AMERICANS ON EVEREST: THE OFFICIAL ACCOUNT OF THE ASCENT LED BY NORMAN G. DYHRENFURTH (SIGNED BY 20 EXPEDITION MEMBERS)
Philadelphia, PA: J.B. Lippincott Company, 1964. STATED FIRST EDITION. Hardcover. Octavo, 9.5 in. x 6.4 in., pp. xxi, [2], 429. Signed by 20 members of the expedition team, including all summiters, on the half title page, and Nawang Gombu. Illustrated with color and black and white photographs. Dark blue cloth boards with publishers emblem embossed in blind to front. Silver and light blue title to spine. Red publisher's topstain. Light rubbing to extremities; touch of fading to top/bottom of spine, and tiny spot to bottom edge. Pictorial endpapers. Previous owner's bookplate to verso of front free endpaper. Light rubbing to edges of dustjacket. One inch closed tear to top of dustjacket spine. Protected in mylar. Very Good / Very Good. Item #86527
Signed on the half-title page by 20 expedition members: Leader Norman G. Dyhrenfurth, Barry Bishop*, Tom Hornbein*, Willi Unsoeld*, James W. Whittaker*, Lute Jerstad*, Gombu*, Barry W. Prather, Lou Breitenbach**, Dick Emerson, Jim Lester, Dave Dingman, Maynard M. Miller, Alan Auten, Dick Pawnall, Barry W. Prather, Will Siri, Gilbert Roberts, James Barry Corbett, and Charles Huestis (Board member)
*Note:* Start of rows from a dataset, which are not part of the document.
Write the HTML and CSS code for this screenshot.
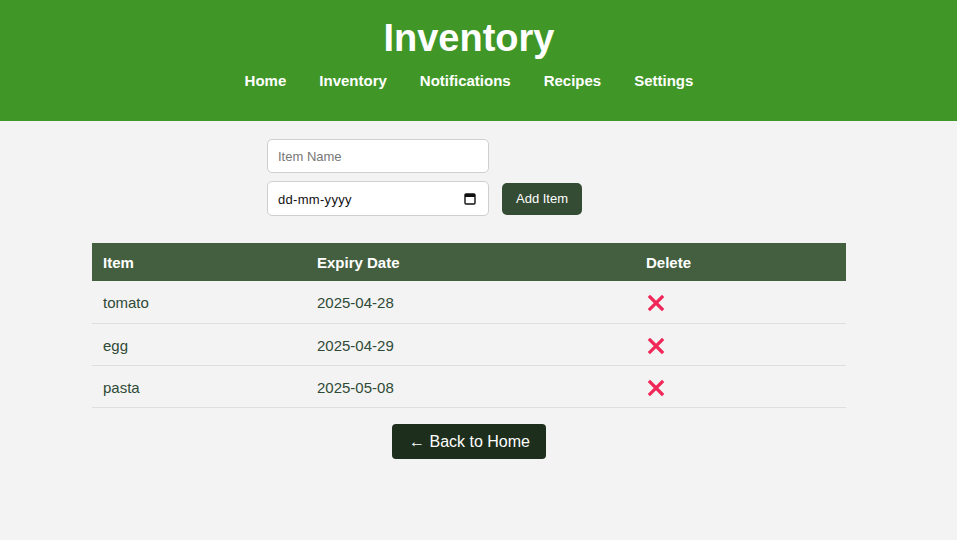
FILE: index.html
```html
<!DOCTYPE html>
<html lang="en">
<head>
<meta charset="utf-8">
<title>Inventory</title>
<link rel="stylesheet" href="styles.css">
</head>
<body>
<header class="site-header">
  <div class="inner">
    <h1 class="title">Inventory</h1>
    <nav class="nav">
      <a href="#">Home</a>
      <a href="#">Inventory</a>
      <a href="#">Notifications</a>
      <a href="#">Recipes</a>
      <a href="#">Settings</a>
    </nav>
  </div>
</header>
<main class="main">
  <form class="add-form">
    <input class="field" type="text" placeholder="Item Name">
    <label class="date-wrap">
      <input class="field date" type="text" placeholder="dd-mm-yyyy">
      <svg class="cal" viewBox="0 0 12 13" width="12" height="13"><rect x="1" y="2" width="10" height="10" rx="1" fill="none" stroke="#111" stroke-width="1.4"/><rect x="1" y="2" width="10" height="3" fill="#111"/></svg>
    </label>
    <button class="add-btn" type="button">Add Item</button>
  </form>
  <table class="inv-table">
    <colgroup>
      <col class="c1"><col class="c2"><col class="c3">
    </colgroup>
    <thead>
      <tr><th>Item</th><th>Expiry Date</th><th>Delete</th></tr>
    </thead>
    <tbody>
      <tr><td>tomato</td><td>2025-04-28</td><td><span class="del"><svg viewBox="0 0 18 18" width="18" height="18"><path d="M3 3 L15 15 M15 3 L3 15" stroke="#f0285a" stroke-width="3.2" stroke-linecap="square"/></svg></span></td></tr>
      <tr><td>egg</td><td>2025-04-29</td><td><span class="del"><svg viewBox="0 0 18 18" width="18" height="18"><path d="M3 3 L15 15 M15 3 L3 15" stroke="#f0285a" stroke-width="3.2" stroke-linecap="square"/></svg></span></td></tr>
      <tr><td>pasta</td><td>2025-05-08</td><td><span class="del"><svg viewBox="0 0 18 18" width="18" height="18"><path d="M3 3 L15 15 M15 3 L3 15" stroke="#f0285a" stroke-width="3.2" stroke-linecap="square"/></svg></span></td></tr>
    </tbody>
  </table>
  <div class="back-wrap">
    <a class="back-btn" href="#">← Back to Home</a>
  </div>
</main>
</body>
</html>
```
FILE: styles.css
```css
* { box-sizing: border-box; }
html, body { margin: 0; padding: 0; }
body {
  background: #f3f3f3;
  font-family: "Liberation Sans", Arial, sans-serif;
  color: #2e4a36;
}
.site-header {
  background: #409728;
  height: 121px;
  padding-top: 17px;
}
.inner {
  padding-right: 19px;
  text-align: center;
}
.title {
  margin: 0;
  font-size: 38px;
  font-weight: bold;
  color: #fff;
  line-height: 43px;
}
.nav {
  margin-top: 12px;
  display: flex;
  justify-content: center;
  gap: 33px;
}
.nav a {
  color: #fff;
  text-decoration: none;
  font-weight: bold;
  font-size: 15px;
  line-height: 17px;
}
.main {
  padding: 18px 19px 0 0;
}
.add-form {
  width: 404px;
  margin: 0 auto;
  display: flex;
  flex-wrap: wrap;
  align-items: center;
  column-gap: 13px;
  row-gap: 8px;
}
.field {
  width: 222px;
  height: 34px;
  border: 1px solid #cfcfcf;
  border-radius: 5px;
  background: #fff;
  padding: 0 10px;
  font-family: "Liberation Sans", Arial, sans-serif;
  font-size: 13px;
  color: #222;
}
.field::placeholder { color: #777; }
.date-wrap {
  position: relative;
  display: block;
  width: 222px;
  height: 35px;
}
.field.date {
  height: 35px;
  letter-spacing: 0.3px;
  padding-top: 1px;
}
.field.date::placeholder { color: #111; }
.cal {
  position: absolute;
  right: 13px;
  top: 11px;
}
.add-btn {
  background: #344b34;
  color: #fff;
  border: none;
  border-radius: 5px;
  height: 32px;
  padding: 0 14px;
  font-family: "Liberation Sans", Arial, sans-serif;
  font-size: 13px;
}
.inv-table {
  width: 754px;
  margin: 27px auto 0;
  border-collapse: collapse;
  table-layout: fixed;
  font-size: 15px;
  line-height: 17px;
}
.c1 { width: 214px; }
.c2 { width: 329px; }
.c3 { width: 211px; }
.inv-table th {
  background: #445f40;
  color: #fff;
  text-align: left;
  font-weight: bold;
  height: 38px;
  padding: 0 12px 0 11px;
}
.inv-table td {
  height: 42px;
  padding: 2px 12px 0 11px;
  border-bottom: 1px solid #dedede;
  color: #2f4a36;
}
.del {
  display: inline-block;
  vertical-align: middle;
  margin-left: 1px;
}
.del svg { display: block; }
.back-wrap {
  text-align: center;
  margin-top: 16px;
}
.back-btn {
  display: inline-block;
  background: #1d2e1d;
  color: #fff;
  text-decoration: none;
  font-size: 16px;
  line-height: 19px;
  padding: 8px 16px 8px 17px;
  border-radius: 4px;
}
```
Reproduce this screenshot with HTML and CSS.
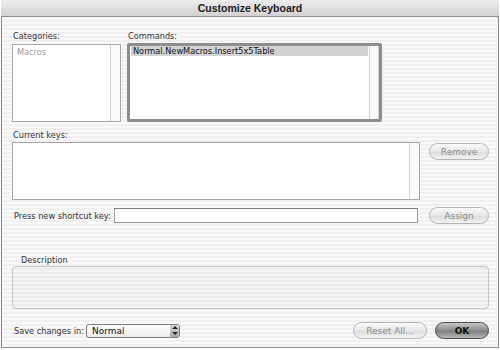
FILE: index.html
```html
<!DOCTYPE html>
<html lang="en">

<head>
    <meta charset="UTF-8">
    <title>Customize Keyboard</title>
    <link rel="stylesheet" href="styles.css">
</head>

<body>
    <div class="window">
        <div class="titlebar">Customize Keyboard</div>

        <div class="content">
            <div class="lists">
                <div class="col col-cat">
                    <div class="label">Categories:</div>
                    <div class="listbox">
                        <div class="items">
                            <div class="item dim">Macros</div>
                        </div>
                        <div class="scroll"></div>
                    </div>
                </div>
                <div class="col col-cmd">
                    <div class="label">Commands:</div>
                    <div class="listbox focused">
                        <div class="items">
                            <div class="item selected">Normal.NewMacros.Insert5x5Table</div>
                        </div>
                        <div class="scroll"></div>
                    </div>
                </div>
            </div>

            <div class="label keys-label">Current keys:</div>
            <div class="row keys-row">
                <div class="listbox keys">
                    <div class="items"></div>
                    <div class="scroll"></div>
                </div>
                <button class="btn disabled">Remove</button>
            </div>

            <div class="row shortcut-row">
                <label class="label" for="shortcut">Press new shortcut key:</label>
                <input type="text" id="shortcut" class="field">
                <button class="btn disabled">Assign</button>
            </div>

            <div class="label group-label">Description</div>
            <div class="group"></div>

            <div class="row footer">
                <span class="label">Save changes in:</span>
                <div class="select">
                    <span>Normal</span>
                    <span class="stepper">
                        <svg width="6" height="9" viewBox="0 0 6 9">
                            <path d="M3 0 L6 3 L0 3 Z M3 9 L6 6 L0 6 Z" fill="#222" />
                        </svg>
                    </span>
                </div>
                <div class="spacer"></div>
                <button class="btn disabled reset">Reset All...</button>
                <button class="btn default">OK</button>
            </div>
        </div>
    </div>
</body>

</html>
```

FILE: styles.css
```css
body {
    margin: 0;
    padding: 0;
    font-family: "DejaVu Sans", sans-serif;
    font-size: 8.2px;
    color: #222;
    background: #fff;
}

.window {
    width: 496px;
    height: 347px;
    border: 1px solid #8c8c8c;
    border-top: none;
    margin-left: 1px;
    background: repeating-linear-gradient(#f0f0f0 0 2px, #f9f9f9 2px 4px);
}

.titlebar {
    height: 16px;
    line-height: 16px;
    text-align: center;
    font-family: "Liberation Sans", Arial, sans-serif;
    font-weight: bold;
    font-size: 10.5px;
    color: #1a1a1a;
    background: linear-gradient(#ededed, #d2d2d2);
    border-bottom: 1px solid #8f8f8f;
    margin: 0 -1px;
}

.content {
    padding: 14px 9px 0 10px;
}

.label {
    color: #333;
    white-space: nowrap;
    box-sizing: border-box;
}

.lists {
    display: flex;
    gap: 6px;
}

.col .label {
    height: 12px;
    margin-bottom: 1px;
    padding-left: 1px;
}

.listbox {
    display: flex;
    background: #fff;
    border: 1px solid #a8a8a8;
    box-sizing: border-box;
}

.items {
    flex: 1;
    padding: 1px 2px;
}

.item {
    height: 10px;
    line-height: 10px;
    padding-left: 2px;
    white-space: nowrap;
}

.item.dim {
    color: #999;
    margin-top: 1px;
}

.item.selected {
    background: #d3d3d3;
    color: #111;
}

.scroll {
    width: 9px;
    border-left: 1px solid #d0d0d0;
    background: #fafafa;
}

.col-cat .listbox {
    width: 109px;
    height: 78px;
}

.col-cmd .listbox {
    width: 255px;
    height: 79px;
    margin-top: -1px;
}

.listbox.focused {
    border: 3px solid #8e8e8e;
    border-radius: 2px;
}

.listbox.focused .items {
    padding: 0 1px;
}

.listbox.focused .scroll {
    width: 8px;
    border-right: 1px solid #d0d0d0;
}

.keys-label {
    margin-top: 8px;
    padding-left: 1px;
    height: 12px;
}

.row {
    display: flex;
    align-items: flex-start;
}

.keys-row {
    gap: 9px;
}

.keys {
    width: 409px;
    height: 58px;
}

.btn {
    width: 60px;
    height: 17px;
    border-radius: 9px;
    border: 1px solid #9c9c9c;
    background: linear-gradient(#fbfbfb, #e6e6e6 50%, #dcdcdc 51%, #f2f2f2);
    font-family: "DejaVu Sans", sans-serif;
    font-size: 9px;
    color: #222;
    padding: 0;
}

.btn.disabled {
    color: #8a8a8a;
    border-color: #b4b4b4;
}

.keys-row .btn {
    margin-top: 1px;
}

.shortcut-row {
    margin-top: 7px;
    align-items: center;
}

.shortcut-row .label {
    width: 102px;
    padding-left: 2px;
}

.field {
    width: 305px;
    height: 15px;
    border: 1px solid #9a9a9a;
    border-top-color: #7e7e7e;
    background: #fff;
    padding: 0;
    margin: 0 11px 0 0;
    box-sizing: border-box;
}

.group-label {
    margin-top: 31px;
    height: 11px;
    padding-left: 9px;
}

.group {
    width: 477px;
    height: 43px;
    border: 1px solid #c4c4c4;
    border-radius: 4px;
    box-sizing: border-box;
    background: rgba(0, 0, 0, 0.015);
}

.footer {
    margin-top: 13px;
    align-items: center;
}

.footer .label {
    width: 74px;
    padding-left: 2px;
}

.select {
    width: 94px;
    height: 14px;
    border: 1px solid #7c7c7c;
    border-radius: 3px;
    background: linear-gradient(#ffffff, #eaeaea);
    display: flex;
    align-items: center;
    justify-content: space-between;
    box-sizing: border-box;
    padding-left: 5px;
    color: #111;
    font-size: 9px;
}

.stepper {
    width: 9px;
    height: 12px;
    background: linear-gradient(#d8d8d8, #a8a8a8);
    border-radius: 0 2px 2px 0;
    display: flex;
    align-items: center;
    justify-content: center;
}

.spacer {
    flex: 1;
}

.btn.reset {
    width: 74px;
    margin-right: 8px;
}

.btn.default {
    width: 54px;
    border-color: #4e4e4e;
    background: linear-gradient(#c8c8c8, #8a8a8a 50%, #7a7a7a 51%, #b8b8b8);
    font-weight: bold;
    color: #111;
}
```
* Those who summitted on the 1963 expedition.
** Lou Whittaker (James' twin brother) decided not to go on the expedition, and was replaced by Jake Breitenbush. Jake died when an icewall collapsed on the Khumbu Icefall on the team's second day out of base camp.
Laid in: Two National Geographic maps of Mount Everest region, dated 1988 and 2003.
From the dustjacket: "For the first time, in 1963, an American mountain-climbing expedition reached the top of the world's highest peak. They did it after weeks of exposure to the thin and bitterly cold air of Everest... after one of their group was cruched under a falling ice wall ... and in the teeth of howling winds and snowstorms. Success came first on May 1st, when two men gained the summit via the South Col route (Whittaker, Gombu). This was followed three weeks later by an even mnore extraordinary feat: four more men made the peak (Barry Bishop, Tom Hornbein, Willi Unsoeld, Lute Jerstad) - two by the South Col route and two via the West Ridge, which had never been negotiated before."